— START OF Provided data —

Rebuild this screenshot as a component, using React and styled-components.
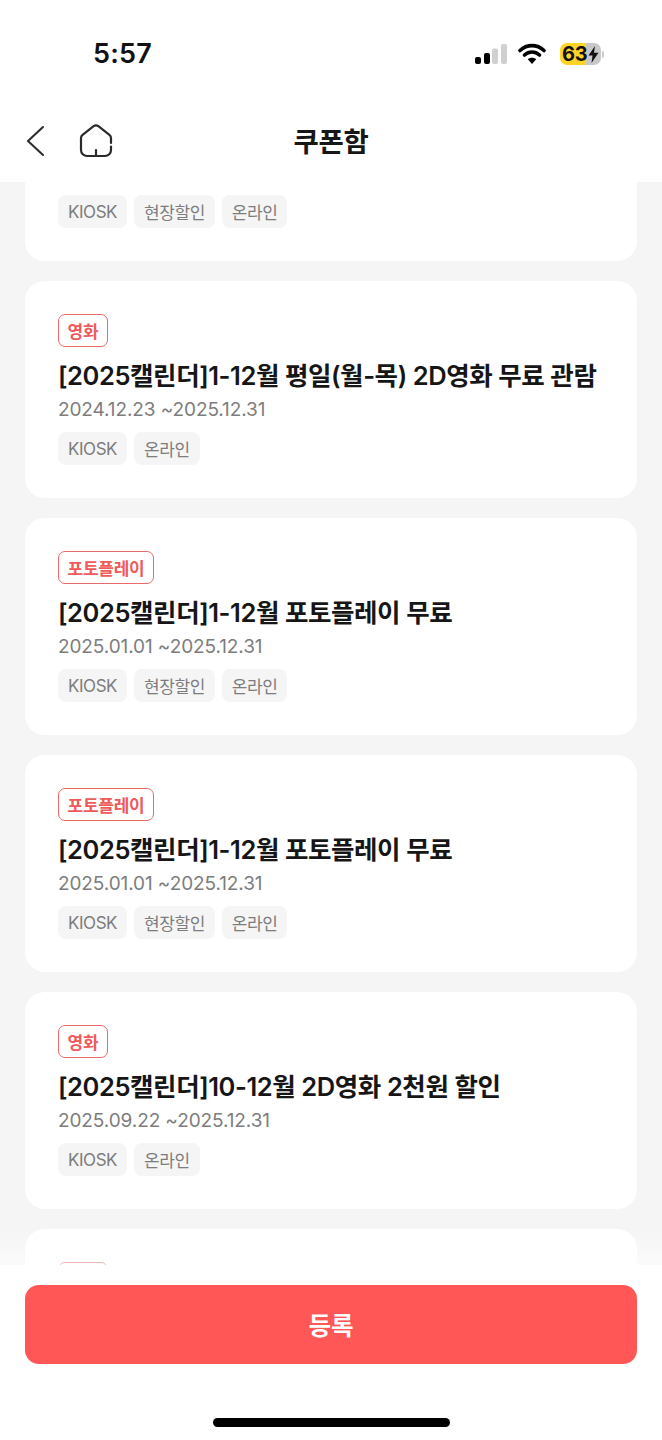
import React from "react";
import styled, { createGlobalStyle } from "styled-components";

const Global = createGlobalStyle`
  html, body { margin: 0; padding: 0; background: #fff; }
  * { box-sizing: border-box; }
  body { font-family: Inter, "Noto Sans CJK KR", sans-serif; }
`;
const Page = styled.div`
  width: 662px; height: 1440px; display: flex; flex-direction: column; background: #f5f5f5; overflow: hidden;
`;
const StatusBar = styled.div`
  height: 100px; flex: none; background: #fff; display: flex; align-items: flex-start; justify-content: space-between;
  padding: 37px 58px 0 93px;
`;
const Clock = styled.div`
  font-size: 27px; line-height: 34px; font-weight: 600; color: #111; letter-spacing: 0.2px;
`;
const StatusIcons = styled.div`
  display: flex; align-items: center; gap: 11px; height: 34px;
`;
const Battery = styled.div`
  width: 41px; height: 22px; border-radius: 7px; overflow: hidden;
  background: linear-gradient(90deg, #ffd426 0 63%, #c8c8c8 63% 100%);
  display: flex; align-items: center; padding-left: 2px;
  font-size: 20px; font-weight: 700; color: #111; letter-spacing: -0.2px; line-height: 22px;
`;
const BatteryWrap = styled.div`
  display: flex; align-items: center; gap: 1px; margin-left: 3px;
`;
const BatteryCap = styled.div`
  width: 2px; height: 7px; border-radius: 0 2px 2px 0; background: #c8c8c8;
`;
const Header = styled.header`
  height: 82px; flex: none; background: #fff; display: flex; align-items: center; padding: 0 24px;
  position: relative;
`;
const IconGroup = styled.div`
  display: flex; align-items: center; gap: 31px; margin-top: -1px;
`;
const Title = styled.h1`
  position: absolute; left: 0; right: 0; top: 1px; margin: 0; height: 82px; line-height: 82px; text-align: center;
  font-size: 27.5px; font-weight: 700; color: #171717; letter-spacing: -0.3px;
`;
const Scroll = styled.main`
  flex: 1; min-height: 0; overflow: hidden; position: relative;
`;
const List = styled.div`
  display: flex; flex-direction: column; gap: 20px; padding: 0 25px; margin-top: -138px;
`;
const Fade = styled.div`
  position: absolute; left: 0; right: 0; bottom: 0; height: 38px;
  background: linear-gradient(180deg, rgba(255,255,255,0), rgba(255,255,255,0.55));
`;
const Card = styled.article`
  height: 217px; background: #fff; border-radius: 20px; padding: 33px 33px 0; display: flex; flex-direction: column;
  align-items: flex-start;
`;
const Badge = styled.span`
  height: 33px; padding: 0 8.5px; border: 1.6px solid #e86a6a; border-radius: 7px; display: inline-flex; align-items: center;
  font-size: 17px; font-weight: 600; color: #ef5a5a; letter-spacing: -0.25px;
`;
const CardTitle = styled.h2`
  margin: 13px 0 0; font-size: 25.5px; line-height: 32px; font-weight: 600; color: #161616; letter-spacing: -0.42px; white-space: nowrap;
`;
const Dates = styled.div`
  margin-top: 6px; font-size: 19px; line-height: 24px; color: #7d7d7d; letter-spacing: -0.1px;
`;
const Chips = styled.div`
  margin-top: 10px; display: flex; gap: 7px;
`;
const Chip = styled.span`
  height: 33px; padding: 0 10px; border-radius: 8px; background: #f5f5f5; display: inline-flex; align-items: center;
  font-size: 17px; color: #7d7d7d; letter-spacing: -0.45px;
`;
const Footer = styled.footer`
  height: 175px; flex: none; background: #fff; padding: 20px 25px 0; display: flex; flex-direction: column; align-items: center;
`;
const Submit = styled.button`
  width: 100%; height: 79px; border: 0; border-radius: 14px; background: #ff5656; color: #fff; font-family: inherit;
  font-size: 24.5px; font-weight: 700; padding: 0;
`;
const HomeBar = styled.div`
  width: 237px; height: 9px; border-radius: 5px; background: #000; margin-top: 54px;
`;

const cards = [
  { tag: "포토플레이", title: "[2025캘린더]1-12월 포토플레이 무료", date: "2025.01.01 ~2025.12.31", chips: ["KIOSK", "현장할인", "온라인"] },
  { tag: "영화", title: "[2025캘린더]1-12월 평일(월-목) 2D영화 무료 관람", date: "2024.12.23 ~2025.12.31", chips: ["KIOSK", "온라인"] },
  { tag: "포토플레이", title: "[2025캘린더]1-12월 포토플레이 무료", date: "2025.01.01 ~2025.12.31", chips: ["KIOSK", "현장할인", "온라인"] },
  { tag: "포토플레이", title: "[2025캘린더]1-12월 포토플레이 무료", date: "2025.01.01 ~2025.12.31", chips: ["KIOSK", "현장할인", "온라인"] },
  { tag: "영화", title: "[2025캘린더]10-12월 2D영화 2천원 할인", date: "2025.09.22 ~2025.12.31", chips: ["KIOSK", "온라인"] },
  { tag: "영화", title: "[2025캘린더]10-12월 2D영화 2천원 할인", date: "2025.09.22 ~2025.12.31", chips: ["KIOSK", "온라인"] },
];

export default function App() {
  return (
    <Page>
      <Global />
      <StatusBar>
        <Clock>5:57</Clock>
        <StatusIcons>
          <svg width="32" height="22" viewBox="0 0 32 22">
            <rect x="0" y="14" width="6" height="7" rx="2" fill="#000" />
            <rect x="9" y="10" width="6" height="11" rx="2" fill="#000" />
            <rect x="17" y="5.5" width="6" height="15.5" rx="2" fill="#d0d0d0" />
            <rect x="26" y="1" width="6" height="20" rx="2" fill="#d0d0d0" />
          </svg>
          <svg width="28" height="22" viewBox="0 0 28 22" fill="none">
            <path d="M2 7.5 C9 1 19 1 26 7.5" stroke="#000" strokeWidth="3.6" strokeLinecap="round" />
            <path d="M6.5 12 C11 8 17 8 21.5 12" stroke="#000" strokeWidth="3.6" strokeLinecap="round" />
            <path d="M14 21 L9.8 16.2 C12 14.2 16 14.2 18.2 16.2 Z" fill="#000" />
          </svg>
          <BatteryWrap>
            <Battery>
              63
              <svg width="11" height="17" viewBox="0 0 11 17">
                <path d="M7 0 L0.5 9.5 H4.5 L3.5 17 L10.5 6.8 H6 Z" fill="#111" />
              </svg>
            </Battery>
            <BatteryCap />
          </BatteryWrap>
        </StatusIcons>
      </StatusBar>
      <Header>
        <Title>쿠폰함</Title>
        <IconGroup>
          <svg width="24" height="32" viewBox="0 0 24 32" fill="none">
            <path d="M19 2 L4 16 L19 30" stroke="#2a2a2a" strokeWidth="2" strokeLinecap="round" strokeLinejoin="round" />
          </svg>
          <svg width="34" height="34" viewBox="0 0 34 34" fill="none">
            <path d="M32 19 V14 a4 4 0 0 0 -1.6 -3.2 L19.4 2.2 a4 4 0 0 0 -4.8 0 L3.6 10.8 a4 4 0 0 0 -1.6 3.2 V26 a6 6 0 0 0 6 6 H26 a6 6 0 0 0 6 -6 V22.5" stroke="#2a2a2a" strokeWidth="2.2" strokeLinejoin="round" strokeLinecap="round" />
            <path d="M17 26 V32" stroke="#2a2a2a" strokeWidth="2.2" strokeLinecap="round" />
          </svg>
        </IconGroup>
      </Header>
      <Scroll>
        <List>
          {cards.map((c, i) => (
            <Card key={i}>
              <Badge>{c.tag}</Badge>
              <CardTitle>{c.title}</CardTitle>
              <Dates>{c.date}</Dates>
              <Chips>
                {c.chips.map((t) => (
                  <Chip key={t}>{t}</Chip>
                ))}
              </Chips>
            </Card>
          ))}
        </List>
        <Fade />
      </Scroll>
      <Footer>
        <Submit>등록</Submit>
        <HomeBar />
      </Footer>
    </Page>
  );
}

— END OF Provided data —

Check each line above for the string "components" and show the ones that have it.

Rebuild this screenshot as a component, using React and styled-components.
import styled, { createGlobalStyle } from "styled-components";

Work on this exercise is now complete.